Sivil polis oldukları her hallerinden belli bazı kişiler ellerinde eğitilmiş köpeklerle otelin içinde turlamaya başladılar. ‘‘Acaba otelde bir bomba ihbarı mı var?’’ diye düşünmekten kendimi alamadım. Otel odalarına acele yangın söndürme aleti konduğu bilgisi gelince merakım iyice artmaya başladı. Neyse hiçbir şey olmadı. Gece Yunanlı işadamları bizleri bir tavernada ağırlayacaktı. Ne olur ne olmaz diye program otele çevrildi. Gece müzik ve dans herkesin keyfini yerine getirdi. Yunan basını ve televizyonu, fanatikleri sert şekilde eleştirince bizimkiler sevindi...

Türkiye'de olayları televizyonda izleyenlerden hepimize geçmiş olsun telefonları gelmeye başladı. Ben bir yandan gazeteye haberimi yazmaya çalıştım, bir yandan gelen telefonlara cevap verdim. İşte yağmurluğumu da bu trafikte başarıyla kaybettim. Her seyahatte mutlaka bir şeyim ya çalınır, ya kaybolur ya da bir yerde unuturum. Bu kez de öyle oldu.

Mesut Yılmaz ile birlikte Moskova'ya gittiğimiz seyahatte Lenin'in mozolesini gezerken ‘‘fotoğraf makinesiyle giremesiniz’’ dediler. Bir görevliye teslim ettiğim makine daha sonra bulunamadı... Meslek aşkım yüzünden bu kez de yağmurluğumdan oldum... Bu aşk bakalım bana daha ne sürprizler hazırlayacak...

Bir düzeltme

ORHAN Aslıtürk'le Gülay Atığ'ın evlilikleri nedeniyle kaleme aldığım ‘‘Onlar erdi muradına’’ başlıklı yazımda Orhan Aslıtürk'ün, Hüsametin Özkan'ın yeğeni olduğunu yazmıştım.

Devlet Bakanı Hüsamettin Özkan, beni arayarak Aslıtürk'le aralarında kan bağı olmadığını söyledi. Aslıtürk, Hüsamettin Özkan'ın ağabeyi, Bayrampaşa eski Belediye Başkanı Necdet Özkan'ın kayınbiraderi oluyormuş. Düzeltir özür dilerim.

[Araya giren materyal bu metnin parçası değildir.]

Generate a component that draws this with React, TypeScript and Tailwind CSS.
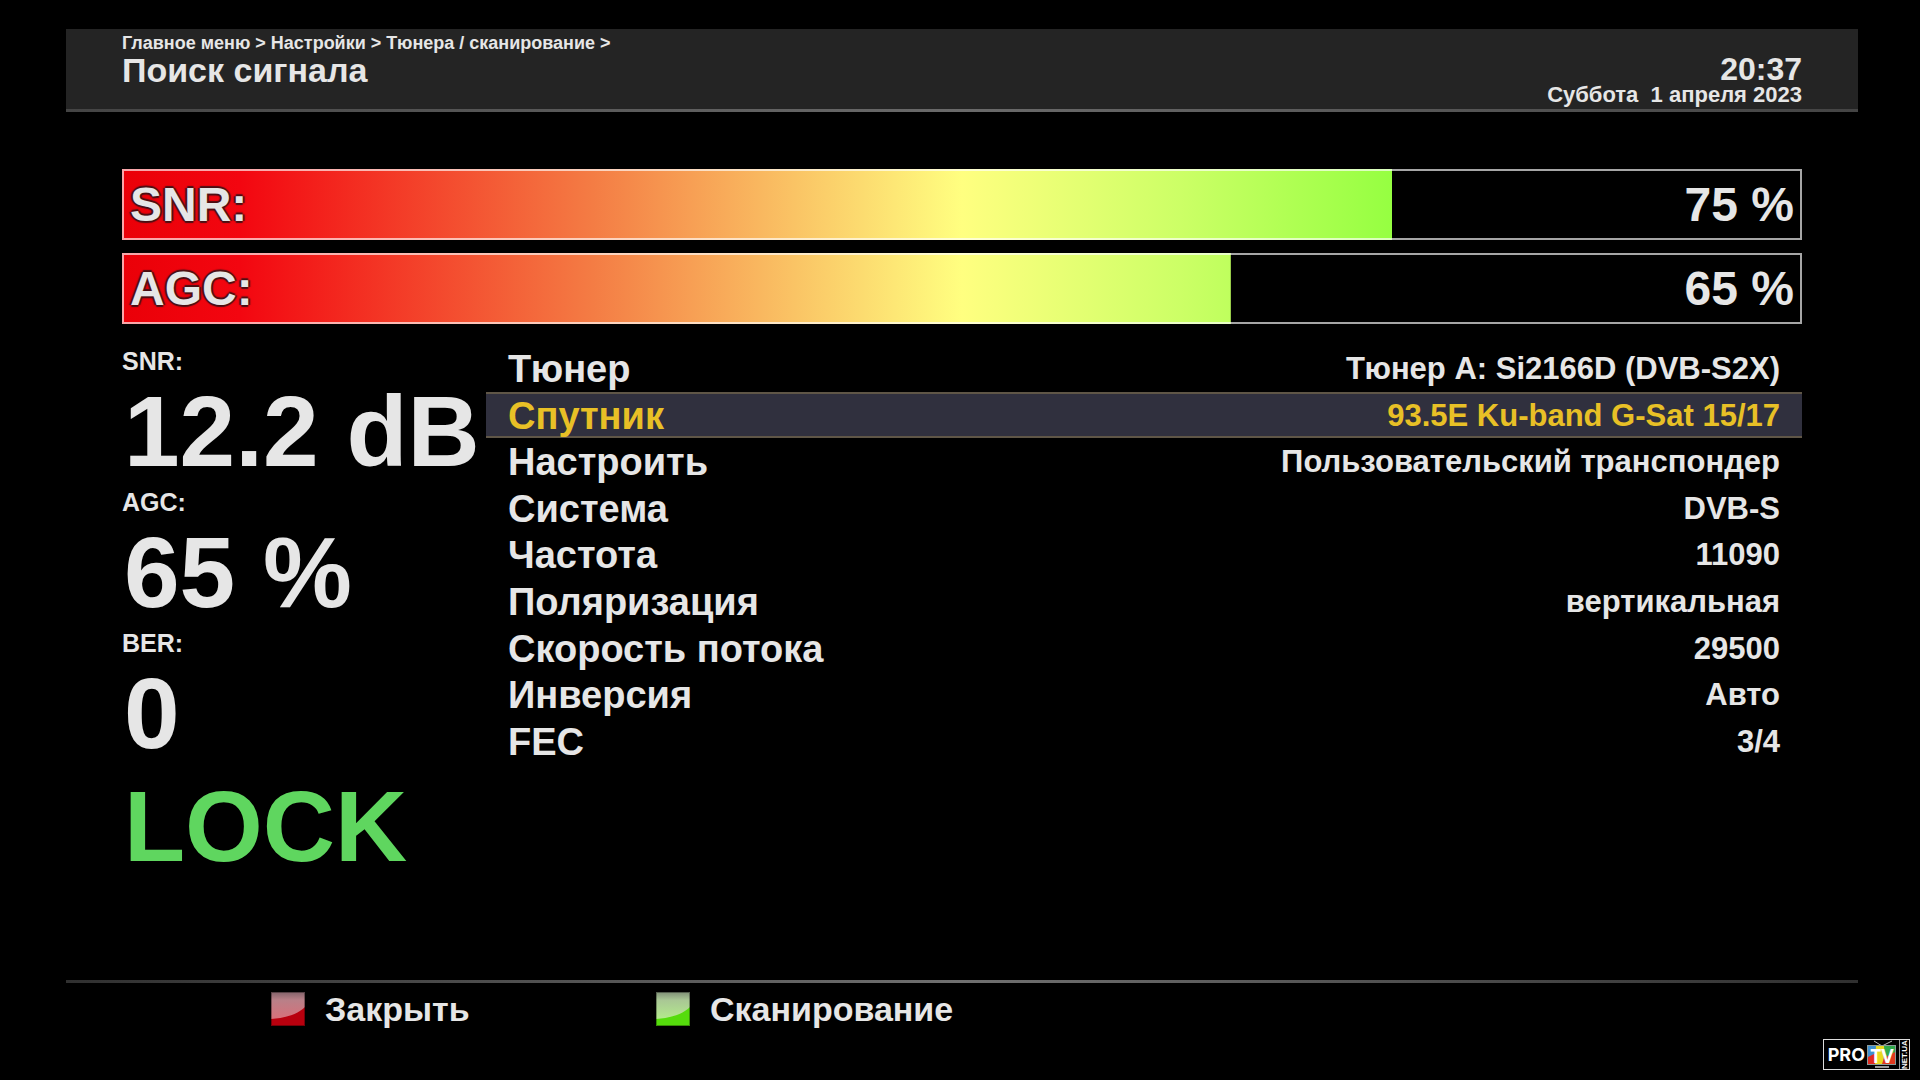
import React, { useState } from 'react';

interface Meter {
  label: string;
  value: number;
  fill: number;
}

interface Setting {
  label: string;
  value: string;
}

const meters: Meter[] = [
  { label: 'SNR:', value: 75, fill: 75.6 },
  { label: 'AGC:', value: 65, fill: 66 },
];

const readings = [
  { label: 'SNR:', value: '12.2 dB' },
  { label: 'AGC:', value: '65 %' },
  { label: 'BER:', value: '0' },
];

const settings: Setting[] = [
  { label: 'Тюнер', value: 'Тюнер A: Si2166D (DVB-S2X)' },
  { label: 'Спутник', value: '93.5E Ku-band G-Sat 15/17' },
  { label: 'Настроить', value: 'Пользовательский транспондер' },
  { label: 'Система', value: 'DVB-S' },
  { label: 'Частота', value: '11090' },
  { label: 'Поляризация', value: 'вертикальная' },
  { label: 'Скорость потока', value: '29500' },
  { label: 'Инверсия', value: 'Авто' },
  { label: 'FEC', value: '3/4' },
];

function Header() {
  return (
    <header>
      <div className="flex h-20 justify-between bg-[#242424] px-14">
        <div className="pt-0.5">
          <nav className="text-lg leading-6">
            <a href="#main">Главное меню</a> &gt; <a href="#settings">Настройки</a> &gt;{' '}
            <a href="#tuners">Тюнера / сканирование</a> &gt;
          </nav>
          <h1 className="text-[34px] leading-[30px]">Поиск сигнала</h1>
        </div>
        <div className="pt-6 text-right">
          <div className="text-[32px] leading-8">20:37</div>
          <div className="text-[22px] leading-5 whitespace-pre">Суббота  1 апреля 2023</div>
        </div>
      </div>
      <div className="h-[3px] bg-linear-to-r from-[#444444] via-[#6a6a6a] to-[#444444]" />
    </header>
  );
}

function SignalBar({ label, value, fill }: Meter) {
  return (
    <div
      role="meter"
      aria-label={label}
      aria-valuenow={value}
      aria-valuemin={0}
      aria-valuemax={100}
      className="grid h-[71px] text-5xl"
    >
      <div
        className="col-start-1 row-start-1 bg-[linear-gradient(90deg,#ea0008_0%,#f30610_7%,#f47c44_28%,#ffff80_50%,#ccff66_63%,#94ff40_76%)]"
        style={{ clipPath: `inset(0 ${100 - fill}% 0 0)` }}
      />
      {/* the frame and texts are painted over the clipped gradient */}
      <div className="relative col-start-1 row-start-1 flex items-center justify-between border-2 border-white/65 px-1.5">
        <span className="[text-shadow:2px_0_1px_#4a1015,-2px_0_1px_#4a1015,0_2px_1px_#4a1015,0_-2px_1px_#4a1015]">
          {label}
        </span>
        <span>{value} %</span>
      </div>
    </div>
  );
}

function Readings() {
  return (
    <div className="w-[364px] shrink-0 pt-0.5 whitespace-nowrap">
      <dl>
        {readings.map((r) => (
          <div key={r.label}>
            <dt className="text-[25px] leading-7">{r.label}</dt>
            <dd className="pl-0.5 text-[100px] leading-[113px]">{r.value}</dd>
          </div>
        ))}
      </dl>
      <div className="pl-0.5 text-[100px] leading-[113px] text-[#5fd65f]">LOCK</div>
    </div>
  );
}

function SettingsList() {
  const [selected, setSelected] = useState(1);

  return (
    <ul className="grid h-[419px] flex-1 auto-rows-fr">
      {settings.map((s, i) => (
        <li key={s.label} className="flex">
          <button
            onClick={() => setSelected(i)}
            className={`flex w-full items-center justify-between border-y-2 px-[22px] pt-0.5 ${
              i === selected ? 'border-[#5f5647] bg-[#30303e] text-[#e8c026]' : 'border-transparent'
            }`}
          >
            <span className="text-[38px] leading-10">{s.label}</span>
            <span className="text-[31px] leading-10">{s.value}</span>
          </button>
        </li>
      ))}
    </ul>
  );
}

interface ColorKeyProps {
  label: string;
  color: 'red' | 'green';
}

function ColorKey({ label, color }: ColorKeyProps) {
  return (
    <button className="flex w-[385px] items-center gap-5 text-[34px] leading-9">
      <svg width="34" height="34" viewBox="0 0 34 34" aria-hidden="true">
        <defs>
          <linearGradient id={`gloss-${color}`} x1="0" y1="0" x2="0" y2="1">
            <stop offset="0" stopColor={color === 'red' ? '#83636a' : '#7f8f76'} />
            <stop offset="0.3" stopColor={color === 'red' ? '#b98088' : '#a9c795'} />
            <stop offset="1" stopColor={color === 'red' ? '#d8707a' : '#b4ea8c'} />
          </linearGradient>
        </defs>
        <rect width="34" height="34" fill={color === 'red' ? '#b8000e' : '#55dc0c'} />
        <path d="M0 0H34V15C27 22 15 26 0 27Z" fill={`url(#gloss-${color})`} />
        <rect x="0.5" y="0.5" width="33" height="33" fill="none" stroke="#000" strokeOpacity="0.35" />
      </svg>
      {label}
    </button>
  );
}

function Watermark() {
  return (
    <div className="absolute right-2.5 bottom-2.5 flex h-[31px] items-center gap-0.5 border border-[#dddddd] bg-black pl-1 text-white">
      <span className="font-['Inter',sans-serif] text-lg leading-5">PRO</span>
      <svg width="30" height="29" viewBox="0 0 30 29" aria-hidden="true">
        <path d="M7 1L15 6L25 1" fill="none" stroke="#bbb" />
        <rect x="0" y="5" width="29" height="20" fill="#8a9a98" />
        <path d="M1 6H11L5 24H1Z" fill="#3f8fd0" />
        <path d="M1 17L13 11L10 24H1Z" fill="#e02a20" />
        <path d="M9 6H18L16 24H8Z" fill="#e8d820" />
        <path d="M17 6H28V16L18 21Z" fill="#2fa84a" />
        <path d="M17 18L28 12V24H15Z" fill="#e03a20" />
        <path d="M8 27H22" stroke="#999" strokeWidth="2" />
        <text x="15" y="23" textAnchor="middle" fontSize="19" fontWeight="700" fontFamily="Open Sans, sans-serif" fill="#fff">
          TV
        </text>
      </svg>
      <span className="h-full rotate-180 border-r border-[#999999] text-center text-[8px] leading-[9px] [writing-mode:vertical-rl]">
        NET.UA
      </span>
    </div>
  );
}

function App() {
  return (
    <div className="relative flex min-h-screen flex-col bg-black pt-[29px] pr-[62px] pl-[66px] font-['Liberation_Sans',Arial,sans-serif] font-bold text-[#e6e6e6]">
      <Header />
      <main className="flex-1 px-14 pt-[57px]">
        <div className="flex flex-col gap-[13px]">
          {meters.map((m) => (
            <SignalBar key={m.label} {...m} />
          ))}
        </div>
        <div className="mt-[21px] flex">
          <Readings />
          <SettingsList />
        </div>
      </main>
      <footer className="h-[100px]">
        <div className="h-[3px] bg-linear-to-r from-[#303030] via-[#707070] to-[#303030]" />
        <div className="flex pt-2 pl-[205px]">
          <ColorKey label="Закрыть" color="red" />
          <ColorKey label="Сканирование" color="green" />
        </div>
      </footer>
      <Watermark />
    </div>
  );
}

export default App;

Hüsamettin Bey, bu konuda oldukça duyarlıydı. Aynı şekilde DSP'den birileri, Aslıtürk çifti ile ilgili yazdıklarımdan dolayı en az benim kadar duyarlı olsaydı ve gerekli adımları atsaydı ben de çok sevinecektim. ANAP'lılar bu konu açılınca hemen Tansu Hanım'dan ödünç aldıkları Bethoveen'ın ‘‘ninni’’ diskini bizlere dinletiyorlar. Acaba DSP'liler de bu diskle havaya girip atmaları gerekli adımlardan mı vazgeçiyorlar? Hükümet ortağının melodisine ayak uyduruyorlar.

Bu arada ANAP İstanbul İl Başkanı Erdal Aksoy'a eşinin rahatsızlığından ötürü arayarak geçmiş olsun dedim. Kendisine ulaşabilseydim Gülay Hanım'ı İl Disiplin Kurulu'na vermekten niye korktuklarını sormak isterdim. Yurda döndükten sonra kendisine aylar önce sunulan Gülay Hanım'la ilgili dosyaları dikkatle incelemesini ve bir an önce particilik yapmayıp Aslıtürk'ü Disiplin Kurulu'na vermesini isteyenlerin seslerine kulak vermesini rica ediyorum. Yarın çok geç olabilir.